Code that builds pages –
Start
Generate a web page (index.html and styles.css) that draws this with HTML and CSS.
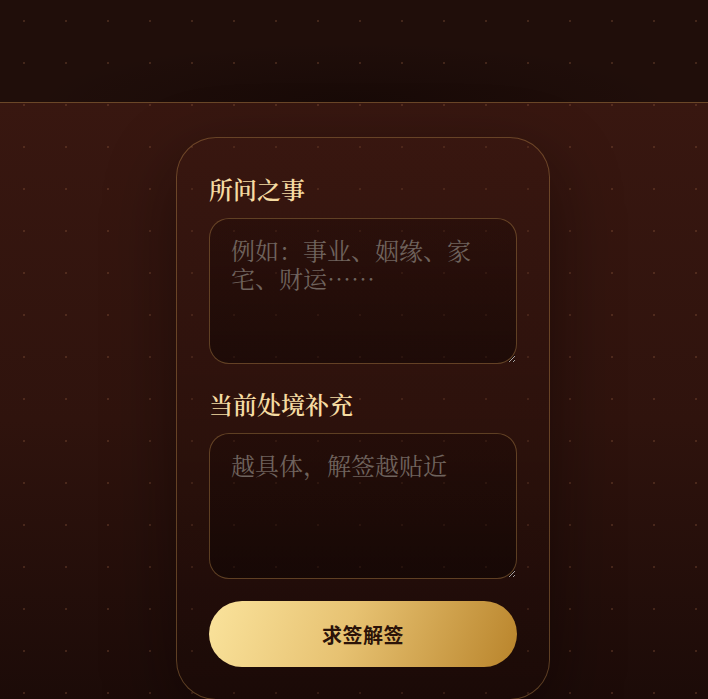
FILE: index.html
```html
<!DOCTYPE html>
<html lang="zh-CN">
<head>
    <meta charset="UTF-8">
    <meta name="viewport" content="width=device-width, initial-scale=1.0">
    <title>求签解签</title>
    <link rel="stylesheet" href="styles.css">
</head>
<body>
    <header class="topbar"></header>
    <main class="page">
        <form class="card" id="askForm">
            <div class="field">
                <label for="question">所问之事</label>
                <textarea id="question" name="question" placeholder="例如：事业、姻缘、家宅、财运……"></textarea>
            </div>
            <div class="field">
                <label for="situation">当前处境补充</label>
                <textarea id="situation" name="situation" placeholder="越具体，解签越贴近"></textarea>
            </div>
            <button type="submit" class="btn-draw">求签解签</button>
        </form>
    </main>
</body>
</html>
```

FILE: styles.css
```css
:root {
    --gold: #f5dba2; /* 标题金色 */
    --gold-line: rgba(176, 128, 72, 0.45);
    --placeholder: #6f635d;
    --dots: radial-gradient(circle, rgba(150, 95, 65, 0.3) 1px, transparent 1.5px);
    --serif: "Noto Serif CJK SC", "Source Han Serif SC", "Noto Sans CJK SC", serif;
    --sans: "Noto Sans CJK SC", "Noto Sans", sans-serif;
}
* {
    box-sizing: border-box;
}
html, body {
    margin: 0;
    padding: 0;
}
body {
    min-height: 100vh;
    background-color: #2a110c;
    background-image: var(--dots), linear-gradient(180deg, #3b1811 0px, #2f130d 420px, #1c0b08 699px);
    background-size: 42px 42px, 100% 100%;
    background-position: 3px 0, 0 0;
    background-repeat: repeat, no-repeat;
    font-family: var(--serif);
    overflow: hidden;
}
.topbar {
    height: 103px;
    border-bottom: 1px solid rgba(140, 96, 52, 0.7);
    background-color: #200e0a;
    background-image: var(--dots), radial-gradient(ellipse 320px 60px at 50% 100%, rgba(10, 3, 2, 0.35), transparent);
    background-size: 42px 42px, 100% 100%;
    background-position: 3px 0, 0 0;
    background-repeat: repeat, no-repeat;
}
.page {
    padding-top: 34px;
}
.card {
    width: 374px;
    margin-left: 176px;
    padding: 36px 32px 32px;
    border: 1px solid var(--gold-line);
    border-radius: 40px;
    background: linear-gradient(180deg, rgba(60, 24, 16, 0.25), rgba(24, 9, 6, 0.3));
    box-shadow: 0 24px 70px rgba(8, 2, 1, 0.45);
}
.field {
    margin-bottom: 25px;
}
.field:last-of-type {
    margin-bottom: 22px;
}
label {
    display: block;
    font-size: 24px;
    font-weight: 600;
    line-height: 30px;
    color: var(--gold);
    margin-bottom: 14px;
}
textarea {
    display: block;
    width: 100%;
    height: 146px;
    padding: 17px 21px;
    border: 1px solid var(--gold-line);
    border-radius: 20px;
    background: linear-gradient(180deg, rgba(22, 6, 4, 0.3), rgba(10, 3, 2, 0.45));
    color: var(--gold);
    font-family: var(--serif);
    font-size: 24px;
    line-height: 28px;
    resize: vertical;
    outline: none;
}
textarea::placeholder {
    color: var(--placeholder);
}
.btn-draw {
    display: block;
    width: 100%;
    height: 66px;
    border: none;
    border-radius: 33px;
    background: linear-gradient(110deg, #fae39c 0%, #e7c272 45%, #b9842b 100%);
    color: #2b1309;
    font-family: var(--sans);
    font-size: 20px;
    font-weight: 700;
    letter-spacing: 0.5px;
    cursor: pointer;
}
```
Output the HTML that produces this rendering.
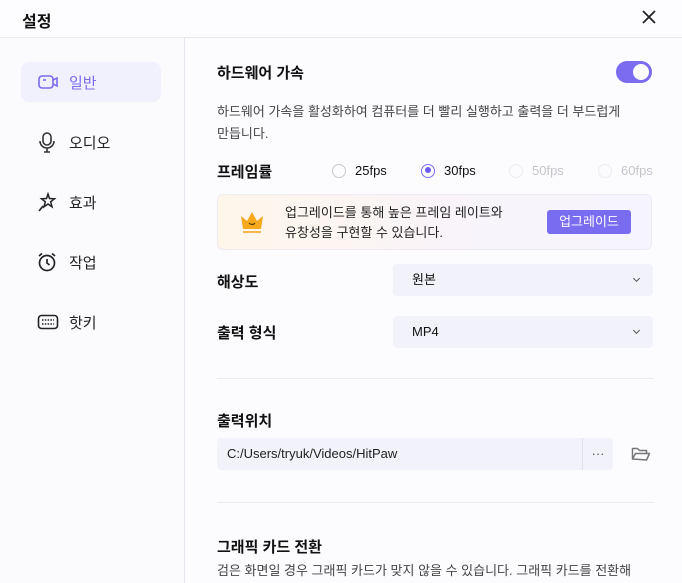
<!DOCTYPE html>
<html><head><meta charset="utf-8"><style>
*{margin:0;padding:0;box-sizing:border-box}
body{width:682px;height:583px;overflow:hidden;background:#fcfcff;font-family:"Liberation Sans","Noto Sans CJK KR",sans-serif;color:#111;position:relative}
.abs{position:absolute}
.top{left:0;top:0;width:682px;height:38px;border-bottom:1px solid #e8e8ef;background:#fdfdff}
.side{left:0;top:38px;width:185px;height:545px;border-right:1px solid #e6e6ee;background:#fbfbfe}
.item{position:absolute;left:21px;width:140px;height:40px;display:flex;align-items:center;font-size:15px;color:#222}
.item svg{position:absolute;left:16px}
.item span{position:absolute;left:48px}
.h{font-size:15px;font-weight:bold}
.p{font-size:13px;color:#444;line-height:22px}
.radio{display:flex;align-items:center;font-size:13px}
.rc{width:14px;height:14px;border-radius:50%;border:1.5px solid #c8c8d0;margin-right:9px;position:relative}
.sel{left:393px;width:260px;height:32px;background:#f2f2fb;border-radius:4px;font-size:13px;padding-left:19px;line-height:32px}
.sel:after{content:"";position:absolute;right:14px;top:12px;width:4px;height:4px;border-right:1.5px solid #555;border-bottom:1.5px solid #555;transform:rotate(45deg)}
.hr{left:217px;width:437px;height:1px;background:#ebebf0}
</style></head><body>
<div class="abs top"></div>
<div class="abs h" style="left:22px;top:8px;font-size:16px">설정</div>
<svg class="abs" style="left:642px;top:10px" width="14" height="14" viewBox="0 0 14 14"><path d="M1 1L13 13M13 1L1 13" stroke="#222" stroke-width="1.8"/></svg>
<div class="abs side"></div>
<div class="item" style="top:62px;background:#f1f0fd;border-radius:8px;color:#7a6cf0">
<svg width="22" height="18" viewBox="0 0 22 18"><rect x="2" y="3" width="14" height="12" rx="3" fill="none" stroke="#7a6cf0" stroke-width="1.6"/><path d="M16 7l4-2v8l-4-2" fill="none" stroke="#7a6cf0" stroke-width="1.6"/><path d="M6 7h3" stroke="#7a6cf0" stroke-width="1.6"/></svg><span>일반</span></div>
<div class="item" style="top:122px"><svg width="20" height="22" viewBox="0 0 20 22"><rect x="6" y="2" width="8" height="12" rx="4" fill="none" stroke="#333" stroke-width="1.6"/><path d="M3 10a7 7 0 0 0 14 0M10 17v4M7 21h6" fill="none" stroke="#333" stroke-width="1.6"/></svg><span>오디오</span></div>
<div class="item" style="top:182px"><svg width="20" height="20" viewBox="0 0 20 20"><path d="M11 2l1.5 4.5 5 .3-3.8 3 1.3 5-4-2.8-4 2.8 1.3-5-3.8-3 5-.3z" fill="none" stroke="#222" stroke-width="1.5"/><path d="M6 14l-4 5" stroke="#222" stroke-width="1.6"/></svg><span>효과</span></div>
<div class="item" style="top:242px"><svg width="20" height="20" viewBox="0 0 20 20"><circle cx="10" cy="11" r="7.5" fill="none" stroke="#222" stroke-width="1.7"/><path d="M10 7v4l2.5 2M2 4l3-2.5M18 4l-3-2.5" fill="none" stroke="#222" stroke-width="1.7"/></svg><span>작업</span></div>
<div class="item" style="top:302px"><svg width="22" height="18" viewBox="0 0 22 18"><rect x="1.5" y="2.5" width="19" height="13" rx="3" fill="none" stroke="#222" stroke-width="1.6"/><path d="M5 7h12M5 11h12" stroke="#222" stroke-width="1.4" stroke-dasharray="1.5 1.3"/></svg><span>핫키</span></div>

<div class="abs h" style="left:217px;top:62px">하드웨어 가속</div>
<div class="abs" style="left:616px;top:61px;width:36px;height:22px;border-radius:11px;background:#7b6cf0"><div style="position:absolute;right:3px;top:3px;width:16px;height:16px;border-radius:50%;background:#fff"></div></div>
<div class="abs p" style="left:217px;top:101px;width:420px">하드웨어 가속을 활성화하여 컴퓨터를 더 빨리 실행하고 출력을 더 부드럽게<br>만듭니다.</div>
<div class="abs h" style="left:217px;top:161px">프레임률</div>
<div class="abs radio" style="left:332px;top:163px"><div class="rc"></div>25fps</div>
<div class="abs radio" style="left:421px;top:163px"><div class="rc" style="border-color:#7b6cf0"><div style="position:absolute;left:2.5px;top:2.5px;width:6px;height:6px;border-radius:50%;background:#6a5af0"></div></div>30fps</div>
<div class="abs radio" style="left:509px;top:163px;color:#c4c4cc"><div class="rc" style="border-color:#ececf0"></div>50fps</div>
<div class="abs radio" style="left:598px;top:163px;color:#c4c4cc"><div class="rc" style="border-color:#ececf0"></div>60fps</div>
<div class="abs" style="left:217px;top:194px;width:435px;height:56px;border:1px solid #efe9f5;border-radius:6px;background:linear-gradient(90deg,#fff6ea,#f8f4fb 60%,#f6f4fd)"></div>
<svg class="abs" style="left:238px;top:208px" width="28" height="28" viewBox="0 0 28 28"><path d="M3 8l6 5 5-9 5 9 6-5-2 13H5z" fill="#f6a91d"/><rect x="5" y="23" width="18" height="2" fill="#f6b84a"/><path d="M11 15q3 3 6 0" stroke="#5a3a00" stroke-width="1.2" fill="none"/></svg>
<div class="abs" style="left:285px;top:203px;font-size:13px;line-height:20px;color:#222">업그레이드를 통해 높은 프레임 레이트와<br>유창성을 구현할 수 있습니다.</div>
<div class="abs" style="left:547px;top:210px;width:84px;height:24px;border-radius:3px;background:#7a6cf0;color:#fff;font-size:13px;text-align:center;line-height:24px">업그레이드</div>
<div class="abs h" style="left:217px;top:271px">해상도</div>
<div class="abs sel" style="top:264px">원본</div>
<div class="abs h" style="left:217px;top:322px">출력 형식</div>
<div class="abs sel" style="top:316px">MP4</div>
<div class="abs hr" style="top:378px"></div>
<div class="abs h" style="left:217px;top:410px">출력위치</div>
<div class="abs" style="left:217px;top:438px;width:396px;height:32px;background:#f2f2fb;border-radius:4px;font-size:13px;line-height:32px;padding-left:10px;color:#222">C:/Users/tryuk/Videos/HitPaw<div style="position:absolute;left:365px;top:0;width:1px;height:32px;background:#e0e0ea"></div><div style="position:absolute;left:366px;width:30px;text-align:center;top:0;color:#555">···</div></div>
<svg class="abs" style="left:631px;top:446px" width="20" height="16" viewBox="0 0 20 16"><path d="M1.5 13V2.5h5l2 2h7v3M1.5 13l3-5.5h14l-3 6.5z" fill="none" stroke="#777" stroke-width="1.5" stroke-linejoin="round"/></svg>
<div class="abs hr" style="top:502px"></div>
<div class="abs h" style="left:217px;top:536px">그래픽 카드 전환</div>
<div class="abs p" style="left:217px;top:560px;white-space:nowrap">검은 화면일 경우 그래픽 카드가 맞지 않을 수 있습니다. 그래픽 카드를 전환해</div>
</body></html>
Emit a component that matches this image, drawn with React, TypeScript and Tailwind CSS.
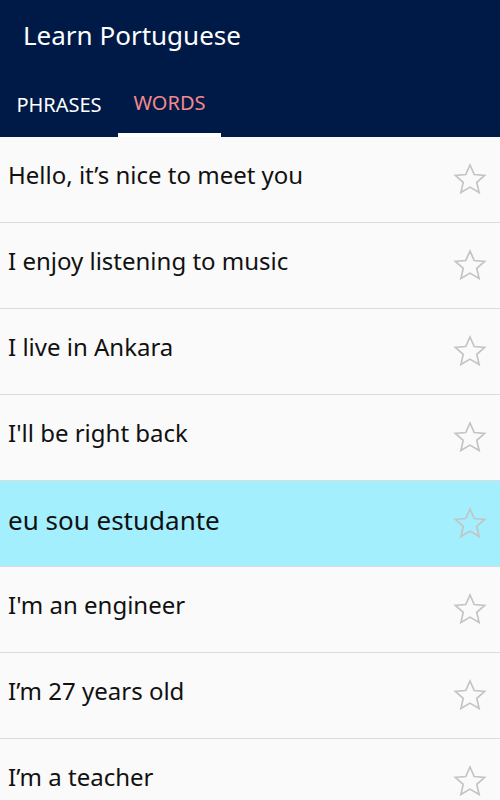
import { useState } from "react";

const PHRASES = [
  "Hello, it’s nice to meet you",
  "I enjoy listening to music",
  "I live in Ankara",
  "I'll be right back",
  "eu sou estudante",
  "I'm an engineer",
  "I’m 27 years old",
  "I’m a teacher",
];

function StarOutline() {
  return (
    <svg width="38" height="37" viewBox="0 0 24 24" fill="none">
      <path
        d="M12 2.6l2.75 6.2 6.75.6-5.1 4.45 1.5 6.6L12 16.95 6.1 20.45l1.5-6.6L2.5 9.4l6.75-.6z"
        stroke="#c4c4c4"
        strokeWidth="1.1"
        strokeLinejoin="miter"
      />
    </svg>
  );
}

export default function App() {
  const [tab, setTab] = useState<"phrases" | "words">("words");
  const [selected, setSelected] = useState(4);

  return (
    <div
      className="w-[500px] h-[800px] overflow-hidden bg-[#fafafa]"
      style={{ fontFamily: '"Noto Sans", "Open Sans", sans-serif' }}
    >
      {/* HEADER */}
      <div className="bg-[#001a47] h-[137px] flex flex-col">
        <h1 className="text-white text-[26px] pl-[23px] pt-[17px] leading-[36px]">
          Learn Portuguese
        </h1>

        {/* TABS */}
        <div className="flex mt-auto">
          <button
            onClick={() => setTab("phrases")}
            className={`w-[118px] h-[64px] flex items-center justify-center text-[20px] ${
              tab === "phrases" ? "text-[#f4898b] border-b-4 border-white" : "text-white"
            }`}
          >
            PHRASES
          </button>
          <button
            onClick={() => setTab("words")}
            className={`w-[103px] h-[64px] flex items-center justify-center text-[20px] ${
              tab === "words" ? "text-[#f4898b] border-b-4 border-white" : "text-white border-b-4 border-transparent"
            }`}
          >
            WORDS
          </button>
        </div>
      </div>

      {/* LIST */}
      <div>
        {PHRASES.map((p, i) => (
          <div
            key={i}
            onClick={() => setSelected(i)}
            className={`h-[86px] flex items-center justify-between border-b border-[#dcdcdc] pl-[8px] pr-[11px] ${
              selected === i ? "bg-[#a3effd]" : "bg-[#fafafa]"
            }`}
          >
            <span
              className={
                selected === i
                  ? "text-[#111] text-[26px] pb-[6px]"
                  : "text-[#111] text-[24px] pb-[10px]"
              }
            >
              {p}
            </span>
            <StarOutline />
          </div>
        ))}
      </div>
    </div>
  );
}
End
SHORT EXERCISE –
Drop the images and output only the lines from the one that contains "Emit a component" to the one that contains "const [selected, setSelected]", both included.

ANSWER TO THE PROBLEM –
Emit a component that matches this image, drawn with React, TypeScript and Tailwind CSS.
import { useState } from "react";

const PHRASES = [
  "Hello, it’s nice to meet you",
  "I enjoy listening to music",
  "I live in Ankara",
  "I'll be right back",
  "eu sou estudante",
  "I'm an engineer",
  "I’m 27 years old",
  "I’m a teacher",
];

function StarOutline() {
  return (
    <svg width="38" height="37" viewBox="0 0 24 24" fill="none">
      <path
        d="M12 2.6l2.75 6.2 6.75.6-5.1 4.45 1.5 6.6L12 16.95 6.1 20.45l1.5-6.6L2.5 9.4l6.75-.6z"
        stroke="#c4c4c4"
        strokeWidth="1.1"
        strokeLinejoin="miter"
      />
    </svg>
  );
}

export default function App() {
  const [tab, setTab] = useState<"phrases" | "words">("words");
  const [selected, setSelected] = useState(4);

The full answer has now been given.